Si rebobinamos nuestra vida cinéfila, recordaremos que, en 1997, Michael Douglas fue sometido -junto a todos nosotros- a las reglas de un asfixiante y perverso juego en la notable The Game. Si aceleramos la cinta y llegamos a los primeros compases de Perdida, observaremos, tras una escena entre el personaje de Ben Affleck y su hermana, un rápido plano protagonizado por una estantería llena de juegos de mesa. Es posible que, en el incesante diálogo que durante años hemos observado entre las películas de David Fincher, reconozcamos un lenguaje que adopta el juego -entendamos este concepto con total libertad- como parte indiscutible del cine de ficción.
En su última película, Fincher crea, como en él es habitual, un perfecto mecanismo de relojería plagado de pistas falsas y dobles lecturas, obligando al espectador a participar en una clase de gimnasia mental, llena de incertidumbre, estímulos y una indisimulada denuncia sobre la hipertrofia mediática que nos arrasa a diario. La historia de Perdida, llena de constantes cambios de perspectiva, recuerda amargamente al día a día de los realities o las redes sociales. Hace tiempo que valores como la intimidad, la reflexión o la presunción de inocencia pasaron al olvido; y que la apariencia superó con mucho a la verdad. Fincher desnuda sin tapujos un presente en el que la inmediatez ha ganado la batalla, y en la que la mejor forma de sobrevivir parece relacionada con convertirse en parte de un diabólico juego moral.
Son varias las ocasiones en que, desde estas líneas, hemos reivindicado el papel que la generación de cineastas abanderada por David Fincher está ejerciendo al radiografiar las interioridades de su América natal. Siguiendo la estela de los clásicos, el director de El Club de la Lucha ha tejido una carrera en la que una actitud tan americana como la persecución de sus propios fantasmas ha acabado por erigirse en la catedral de su cine. Hay mucho en común entre Perdida y precedentes tan dispares como Zodiac o La Red Social. Muchas preguntas sin responder. ¿A quién perseguimos? ¿Cómo somos?

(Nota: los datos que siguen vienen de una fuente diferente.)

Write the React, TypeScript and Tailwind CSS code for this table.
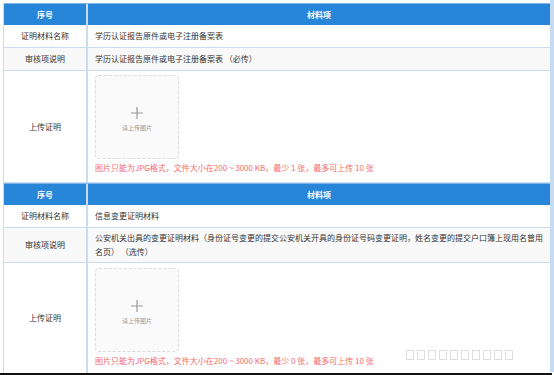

De David Fincher pueden decirse muchas cosas. Su coqueteo con el cine mainstream provoca recelos. Incluso en sus más incondicionales seguidores. Es indudable que hay altibajos en su prodigiosa carrera, pero es difícil encontrar, no sólo en el presente, sino en la historia del cine, directores con su inteligencia y su dominio del ritmo narrativo. Fincher adora pervertir y cambiar las reglas del juego constantemente, llevar al espectador por laberintos complejos, estimulantes y ciertamente agotadores. Habrá quién piense que hay trampa, que juega al engaño o que sólo sabe sacar conejos de la chistera. Qué más da. Fincher es talento en estado puro. Y allá el que quiera entender el cine contemporáneo sin entender a David Fincher.